The Guild formed book circles in conjunction with study groups and 10 members paid three pence a week to buy books and share them.

According to historical records, a committee appointed Mr Hugh McEwen as treasurer/librarian, and charged him with taking care of the books which he carried around in a suitcase.

By 1937 the collection had grown to 1000 books which were housed at Claridge House, Gawler Place, until the McGuires’ request for a permanent space for a library was approved by Archbishop Andrew Killian in 1941. The opening of the Fisher and Moore library in the Diocesan Education Building adjacent to the Cathedral coincided with the naming of the building after the Fennescey family.

The McGuires’ idea for a Catholic library in Adelaide came after a trip to England where they were actively involved in the Catholic Evidence Guild and the Catholic Literary Movement.

Paul McGuire in The Southern Cross, December 1940.

Mr McGuire himself wrote 37 books and had a distinguished career in the navy and as a diplomat as well as being a member of the first Diocesan Pastoral Council.

Mrs McGuire gave up her career as a biochemist to support her husband and work as a Catholic layperson. The couple travelled to Europe and America where they were involved in Catholic Action and for a time Mr McGuire was the Australian Ambassador to Italy.

Mrs McGuire was decorated for public service by the Australian and Italian governments for her involvement in many associations and societies. She wrote 10 books including an autobiography of the first 14 years of her life, a detective novel and two commissioned Australian Navy histories.

On her death in 1995, what was then the Diocesan Resource Centre benefited from a bequest from the McGuire estate. Her outstanding contribution to faith formation is acknowledged in a plaque that was laid at the opening of the Catholic Resource and Information Centre at Thebarton in 2001.

Kirsty Power has been the library officer at CRIS for the past 12 months, joining the service after the closure of Pauline Books where she worked for a number of years.

The former parish pastoral associate said she was surprised at how “under-used” the service was and is hoping to spread the word about its extensive resources, particularly in light of urgent calls for faith formation at the recent Diocesan Assembly.

The two-storey building is located adjacent to Queen of Angel’s Church, on the same site as Catholic Education Offices in Kintore Street.

“We’re kind of tucked away a little bit and people don’t know how to find us,” Kirsty said.

“It’s quite a small space but it’s really jam-packed with lots of surprising goodies.”

Kirsty said she had been impressed to find about 100 historical books believed to be from the original library collection and various papal documents.

“They’re a bit dusty but very interesting,” she said.
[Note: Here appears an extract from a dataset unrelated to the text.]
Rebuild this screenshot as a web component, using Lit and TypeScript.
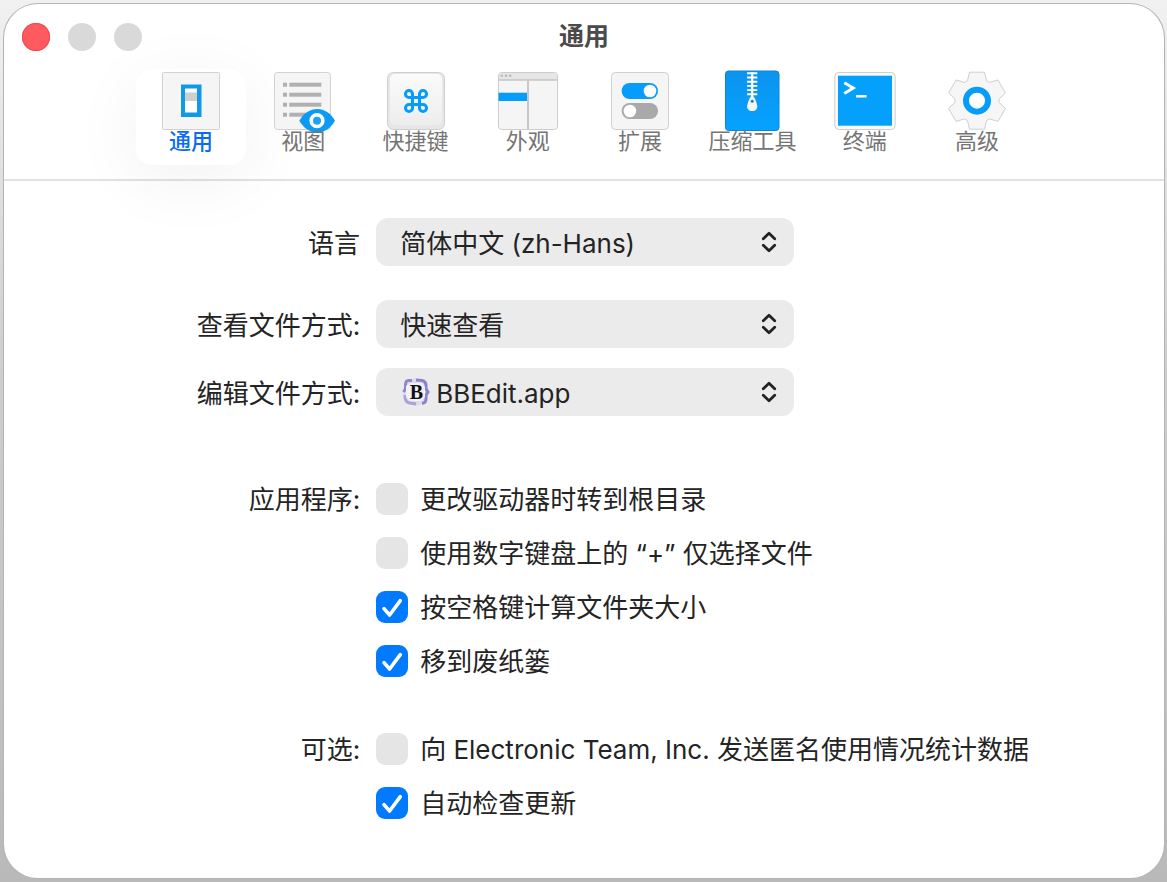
import { LitElement, html, svg, css, nothing, type TemplateResult } from "lit";
import { customElement, property, state } from "lit/decorators.js";
import { classMap } from "lit/directives/class-map.js";

const BLUE = "#069dfa";

/** Outline of a six-toothed gear centred on (cx, cy). */
function gearPath(cx: number, cy: number): string {
  const tooth = [
    [-9.5, -20],
    [-7.5, -28.5],
    [7.5, -28.5],
    [9.5, -20],
  ];
  const points: string[] = [];
  for (let k = 0; k < 6; k++) {
    const a = (k * Math.PI) / 3;
    for (const [x, y] of tooth) {
      const px = cx + x * Math.cos(a) - y * Math.sin(a);
      const py = cy + x * Math.sin(a) + y * Math.cos(a);
      points.push(`${px.toFixed(2)} ${py.toFixed(2)}`);
    }
  }
  return `M${points.join("L")}Z`;
}

const icons: Record<string, TemplateResult> = {
  general: svg`
    <rect x="2.5" y="2.5" width="57" height="57" rx="1" fill="#f5f5f5" stroke="#d2d2d2"/>
    <rect x="21" y="14.5" width="20.5" height="32.5" fill="#0f9ae6"/>
    <rect x="25" y="18.5" width="12" height="24" fill="#fff"/>
    <rect x="25" y="22.5" width="12" height="8.5" fill="#cfcfcf"/>`,
  view: svg`
    <rect x="2.5" y="2.5" width="56" height="57" rx="3" fill="#f5f5f5" stroke="#d2d2d2"/>
    ${[12.7, 22.7, 32.7, 42.7].map(
      (y) => svg`<rect x="11" y=${y} width="4" height="4" fill="#b0b0b0"/>
        <rect x="17.3" y=${y} width="32" height="4" fill="#b0b0b0"/>`
    )}
    <path d="M27.3 50.7C32 43 38 39 45.2 39S58.5 43 63 50.7C58.5 58.5 52.4 62.4 45.2 62.4S32 58.5 27.3 50.7Z" fill="#0b9bf5"/>
    <circle cx="45" cy="50.7" r="5.8" fill="#1ca2f5" stroke="#fff" stroke-width="3.6"/>`,
  shortcuts: svg`
    <defs><linearGradient id="key" x1="0" y1="0" x2="0" y2="1">
      <stop offset="0" stop-color="#fbfbfb"/><stop offset="1" stop-color="#ededed"/>
    </linearGradient></defs>
    <rect x="2.5" y="2.5" width="57" height="57" rx="6" fill="#e6e6e6" stroke="#cfcfcf"/>
    <rect x="5" y="4" width="52" height="51" rx="5" fill="url(#key)"/>
    <g transform="translate(31 31) scale(1.17) translate(-12 -12)">
      <path d="M18 3a3 3 0 0 0-3 3v12a3 3 0 1 0 3-3H6a3 3 0 1 0 3 3V6a3 3 0 1 0-3 3h12a3 3 0 1 0 0-6z" fill="none" stroke=${BLUE} stroke-width="2.6"/>
    </g>`,
  appearance: svg`
    <rect x="1.5" y="2.5" width="59" height="57" rx="3" fill="#f5f5f5" stroke="#cdcdcd"/>
    <path d="M2 10V5.5A2.5 2.5 0 0 1 4.5 3H57.5A2.5 2.5 0 0 1 60 5.5V10Z" fill="#e6e6e6"/>
    <path d="M2 10H60" stroke="#c4c4c4" stroke-width="1.4"/>
    <path d="M31 10V59" stroke="#c8c8c8" stroke-width="2"/>
    <rect x="1.5" y="22.7" width="28.5" height="8.3" fill=${BLUE}/>
    ${[4.8, 9, 13.2].map((x) => svg`<circle cx=${x} cy="5.8" r="1.3" fill="#b9b9b9"/>`)}`,
  extensions: svg`
    <rect x="2.5" y="2.5" width="57" height="57" rx="4" fill="#f5f5f5" stroke="#d0d0d0"/>
    <rect x="12.6" y="13" width="36.4" height="16" rx="8" fill=${BLUE}/>
    <circle cx="41" cy="21" r="6.3" fill="#fff"/>
    <rect x="12.6" y="33" width="36.4" height="16" rx="8" fill="#a9a9a9"/>
    <circle cx="20.9" cy="41" r="6.3" fill="#fff"/>`,
  archive: svg`
    <defs><linearGradient id="zip" x1="0" y1="0" x2="0" y2="1">
      <stop offset="0" stop-color="#0b94ee"/><stop offset="1" stop-color="#06a2ff"/>
    </linearGradient></defs>
    <rect x="4.5" y="1" width="53.5" height="59.5" rx="3" fill="url(#zip)" stroke="#0b86d6"/>
    ${[3.3, 7.5, 11.7, 15.9, 20.1, 24.3].map(
      (y) => svg`<path d="M26.1 ${y}H36.3" stroke="#fff" stroke-width="1.9"/>`
    )}
    <path d="M31.2 2.5V28" stroke="#fff" stroke-width="2.2"/>
    <path d="M31.2 26C33.5 26 35 31 36.2 35.5C36.8 39 34.5 41 31.2 41S25.6 39 26.2 35.5C27.4 31 28.9 26 31.2 26Z" fill="#f4f4f4"/>
    <circle cx="31.2" cy="31.3" r="1.5" fill="#1b7fc4"/>`,
  terminal: svg`
    <rect x=".8" y="2.5" width="60.4" height="57" rx="4" fill="#fafafa" stroke="#cfcfcf"/>
    <rect x="4" y="5.7" width="54" height="50" fill="#04a0fb"/>
    <path d="M10.3 12.8L19.2 18L10.3 23.6" fill="none" stroke="#fff" stroke-width="3"/>
    <path d="M22 26.2H32.6" stroke="#fff" stroke-width="2.5"/>`,
  advanced: svg`
    <path d=${gearPath(31, 30.7)} fill="#f6f6f6" stroke="#cfcfcf" stroke-linejoin="round"/>
    <circle cx="31" cy="30.7" r="11" fill="#fff" stroke=${BLUE} stroke-width="6"/>`,
};

const tabs = [
  { id: "general", label: "通用" },
  { id: "view", label: "视图" },
  { id: "shortcuts", label: "快捷键" },
  { id: "appearance", label: "外观" },
  { id: "extensions", label: "扩展" },
  { id: "archive", label: "压缩工具" },
  { id: "terminal", label: "终端" },
  { id: "advanced", label: "高级" },
];

const bbeditIcon = html`<svg class="app-icon" viewBox="0 0 28 30" aria-hidden="true">
  <path d="M7 3L14 1L22 4L27 12V18L22 26L14 29L6 27L1 18V12Z" fill="#dcdaf3"/>
  <path d="M10 3.5H6.5Q3.5 3.5 3.5 8V12L1.5 15" fill="none" stroke="#8f88c4" stroke-width="3"/>
  <path d="M14 3L20 3.5Q24 4.500 24 8V12L26 15L24 18V22Q24 26 20 26.500" fill="none" stroke="#8c84c6" stroke-width="3"/>
  <path d="M3 18V21Q4 26 8 26L14 27" fill="none" stroke="#a9a3da" stroke-width="3"/>
  <path d="M4 9L8 6H20L23 10V20L19 24H8L4 20Z" fill="#f1f0fb"/>
  <text x="14.500" y="21.500" text-anchor="middle" font-family="Liberation Serif, serif" font-weight="700" font-size="20" fill="#111">B</text>
</svg>`;

@customElement("popup-select")
class PopupSelect extends LitElement {
  @property() label = "";
  @property({ attribute: false }) options: string[] = [];
  @property({ attribute: false }) icon?: TemplateResult;

  static styles = css`
    .field {
      position: relative;
      display: flex;
    }
    select {
      appearance: none;
      width: 100%;
      height: 48px;
      margin: 0;
      padding: 2px 48px 0 24px;
      border: 0;
      border-radius: 12px;
      background: #ebebeb;
      color: #242424;
      font: inherit;
    }
    .with-icon select {
      padding-left: 60px;
    }
    .app-icon {
      position: absolute;
      left: 26px;
      top: 9px;
      width: 28px;
      height: 30px;
      pointer-events: none;
    }
    .arrows {
      position: absolute;
      right: 16px;
      top: 13px;
      width: 18px;
      height: 22px;
      pointer-events: none;
    }
  `;

  render() {
    return html`<div class=${classMap({ field: true, "with-icon": !!this.icon })}>
      <select aria-label=${this.label}>
        ${this.options.map((o) => html`<option>${o}</option>`)}
      </select>
      ${this.icon ?? nothing}
      <svg class="arrows" viewBox="0 0 18 22" fill="none" stroke="#222" stroke-width="2.8" stroke-linecap="round" stroke-linejoin="round" aria-hidden="true">
        <path d="M3.300 7.700L9 2.300L14.700 7.700M3.300 14.300L9 19.700L14.700 14.300"/>
      </svg>
    </div>`;
  }
}

@customElement("check-row")
class CheckRow extends LitElement {
  @property() label = "";
  @property({ type: Boolean }) checked = false;

  static styles = css`
    label {
      display: flex;
      align-items: center;
      gap: 12px;
      line-height: 30px;
    }
    .box {
      display: grid;
      flex: none;
    }
    .box > * {
      grid-area: 1 / 1;
      width: 32px;
      height: 32px;
    }
    input {
      appearance: none;
      margin: 0;
      border-radius: 9px;
      background: #e5e5e5;
    }
    input:checked {
      background: #017afe;
    }
    svg {
      pointer-events: none;
    }
    .text {
      padding-top: 2px;
    }
  `;

  private toggle(e: Event) {
    this.checked = (e.target as HTMLInputElement).checked;
  }

  render() {
    return html`<label>
      <span class="box">
        <input type="checkbox" .checked=${this.checked} @change=${this.toggle} />
        ${this.checked
          ? html`<svg viewBox="0 0 32 32" fill="none" stroke="#fff" stroke-width="3.6" stroke-linecap="round" stroke-linejoin="round" aria-hidden="true">
              <path d="M8 17.600L13.600 24L24.300 9.700"/>
            </svg>`
          : nothing}
      </span>
      <span class="text">${this.label}</span>
    </label>`;
  }
}

@customElement("app-root")
class AppRoot extends LitElement {
  @state() private active = "general";

  static styles = css`
    :host {
      display: flex;
      box-sizing: border-box;
      min-height: 100vh;
      padding: 4px 3px 4px 4px;
      background: linear-gradient(#f1f1f1, #cfcfcf 40%, #b9b9b9);
      color: #242424;
      font-family: Inter, "Noto Sans CJK SC", sans-serif;
      font-size: 26px;
    }
    .window {
      flex: 1;
      min-width: 0;
      border-radius: 34px;
      background: #fff;
      box-shadow: 0 0 0 1px #b4b4b4;
      overflow: hidden;
    }
    header {
      border-bottom: 2px solid #e2e2e2;
      padding-bottom: 14px;
    }
    .titlebar {
      display: grid;
      grid-template-columns: 1fr auto 1fr;
      align-items: center;
      height: 65px;
    }
    .lights {
      display: flex;
      gap: 18px;
      padding-left: 18px;
    }
    .light {
      width: 28px;
      height: 28px;
      padding: 0;
      border: 0;
      border-radius: 50%;
      background: #d9d9d9;
    }
    .light.close {
      background: #fe5a5f;
      box-shadow: inset 0 0 0 1px #ef4a50;
    }
    h1 {
      margin: 0;
      padding-bottom: 2px;
      color: #4a4a4a;
      font-size: 25px;
      font-weight: 700;
      line-height: 32px;
    }
    .tabs {
      display: flex;
      justify-content: space-between;
      padding: 0 132px;
    }
    .tab {
      display: flex;
      flex-direction: column;
      align-items: center;
      width: 110px;
      height: 96px;
      padding: 1px 0 0;
      border: 0;
      border-radius: 16px;
      background: none;
      color: #757575;
      font: inherit;
      font-size: 22px;
      line-height: 18px;
    }
    .tab.active {
      background: #fff;
      color: #0a6cf0;
      font-weight: 500;
      box-shadow: 0 14px 70px rgba(0, 0, 0, 0.06);
    }
    .tab svg {
      flex: none;
      width: 62px;
      height: 62px;
      overflow: visible;
    }
    .form {
      display: grid;
      grid-template-columns: 5fr 11fr;
      column-gap: 14px;
      padding: 37px 0 56px;
    }
    .name {
      text-align: right;
      line-height: 48px;
      padding: 2px 2px 0 0;
    }
    .name.short {
      line-height: 30px;
    }
    popup-select {
      max-width: 418px;
      height: 48px;
      margin-bottom: 20px;
    }
    .spaced {
      margin-bottom: 34px;
    }
    .group {
      display: flex;
      flex-direction: column;
      gap: 22px;
    }
    .group.first {
      padding-bottom: 56px;
    }
    .divider {
      grid-column: 1 / -1;
      height: 47px;
    }
  `;

  render() {
    return html`<main class="window">
      <header>
        <div class="titlebar">
          <div class="lights">
            <button class="light close" aria-label="关闭"></button>
            <button class="light" aria-label="最小化"></button>
            <button class="light" aria-label="缩放"></button>
          </div>
          <h1>通用</h1>
        </div>
        <nav class="tabs">
          ${tabs.map(
            (t) => html`<button
              class=${classMap({ tab: true, active: t.id === this.active })}
              @click=${() => (this.active = t.id)}
            >
              <svg viewBox="0 0 62 62" aria-hidden="true">${icons[t.id]}</svg>
              <span>${t.label}</span>
            </button>`
          )}
        </nav>
      </header>
      <section class="form">
        <div class="name">语言</div>
        <popup-select class="spaced" label="语言" .options=${["简体中文 (zh-Hans)"]}></popup-select>
        <div class="name">查看文件方式:</div>
        <popup-select label="查看文件方式" .options=${["快速查看"]}></popup-select>
        <div class="name">编辑文件方式:</div>
        <popup-select label="编辑文件方式" .options=${["BBEdit.app"]} .icon=${bbeditIcon}></popup-select>
        <div class="divider"></div>
        <div class="name short">应用程序:</div>
        <div class="group first">
          <check-row label="更改驱动器时转到根目录"></check-row>
          <check-row label="使用数字键盘上的 “+” 仅选择文件"></check-row>
          <check-row label="按空格键计算文件夹大小" checked></check-row>
          <check-row label="移到废纸篓" checked></check-row>
        </div>
        <div class="name short">可选:</div>
        <div class="group">
          <check-row label="向 Electronic Team, Inc. 发送匿名使用情况统计数据"></check-row>
          <check-row label="自动检查更新" checked></check-row>
        </div>
      </section>
    </main>`;
  }
}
Kirsty said CRIS was popular with teachers and students looking for theology or scripture study resources, but there were also members of the general population who were looking for books by a favourite author that they couldn’t find elsewhere.

There is an extensive Indigenous resources section comprising more than 1100 publications, more than 1400 picture books for children, audiobooks, posters and even a full length Aboriginal flag and Torres Strait Islander flag.

The library’s digital catalogue system is currently being upgraded, which will make it easier for borrowers to search online for a particular topic or publication. But people are also welcome to browse the bookshelves using the Dewey Decimal Classification method.

While there are 8000 names on the borrower database Kirsty said not all are active. Membership is free and open to all.

With space at a premium, Kirsty is holding a book sale this month to reduce the number of multiple copies of some books.